August 12, 2023
Greece on ‘high alert’ as country deals with aftermath of widespread wildfires
Aftermath of wildfires in Malti, Greece, taken 2018
Greece remains on ‘high alert’ following rampant fires that tore through its islands in July, which forced thousands to flee in what has been the ‘biggest evacuation’ carried out in the country.
Wildfires in Rhodes led to a state of emergency on the island after relentless blazes in Greece started on July 17 and remained out of control for seven days, triggering large-scale evacuations.
After two weeks, as of July 29, the situation has improved and the fires have managed to be contained, but the risk still remains. Over 1,400 fires erupted in Greece in July, “of which, 10 were large, and we dealt with them with great difficulty and a great deal of effort,” said Climate Crisis and Civil Protection Minister Vassilis Kikilias.
He added: “Unfortunately, the majority were ignited by human hand, either by criminal negligence or intent.”
According to Copernicus Climate Change Service, a service that supports society by providing authoritative information about the past, present and future climate in Europe and the rest of the World, July 2023 was the hottest month on record.
The World Meteorological Organisation reported that these climate changes are related to heatwaves in large parts of Southwestern United States, Mexico, Europe and Asia.
Wildfires have appeared all around the world. Several parts of Europe and North Africa have also been hit by wildfires, including Switzerland, Italy, Turkey, Croatia, Spain and Algeria.
Hundreds of square miles of land outside Athens, on the island of Rhodes, and elsewhere were scorched. On the island of Rhodes, a wildfire whipped on by strong winds triggered a series of massive explosions at an air force ammunition depot in central Greece.
Fires have caused the death of at least five people in Greece, including two firefighting pilots. In addition, the amount of damage has already caused more than the 2022 annual total. Greek authorities are also going to increase penalties for arson at least to 10 times the current level.
The flames consumed trees, burned cars, damaged houses and hotels, and left dead animals on the streets.
More than 20,000 tourists have already evacuated from the island with numerous repatriation flights. This operation was described as the ‘biggest evacuation’ ever carried out in Greece. The islands of Corfu and Evia were also affected with more than 3,000 of people evacuated, while another popular tourist destination – the island of Crete is on high alert.
Those who had to flee wildfires on Greece’s Rhodes island can return for a free week of vacation next spring or fall promised Prime Minister Kyriakos Mitsotakis on Britain’s ITV channel
Currently, Greek travel agents have launched a “Rhodes is safe” campaign to entice back holidaymakers.The prime minister said, “Rhodes today is more welcoming than ever, the island is back to normal.”
The consequences of climate change have made a lot of people very concerned. Professor Christos Zerefos, Greece’s leading expert on atmospheric physics, warned that the situation would get worse every day.

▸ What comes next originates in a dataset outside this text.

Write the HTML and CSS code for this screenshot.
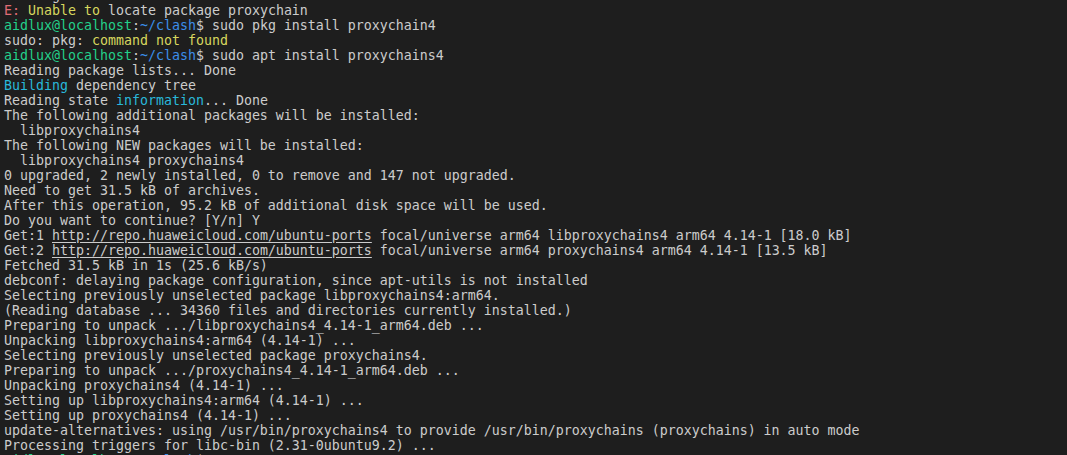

He said: “All strategies will have to be reviewed [because of] the climate crisis.”
He predicted that the climate crisis could cost Greece as much as 700 billion euros, and emphasised the importance to the country of rejuvenating the devastated forest ecosystem.
While the situation in Greece is improving, the British government is warning holidaymakers about the possible occurrence of fires in Spain, Balearics. The temperature there remains unusually high for this time of the year and strong winds add to the concerning situation.
Right now the risk of wildfires remains high, says Vassilis Kikilias in an interview during the programme “Ora Ellados”.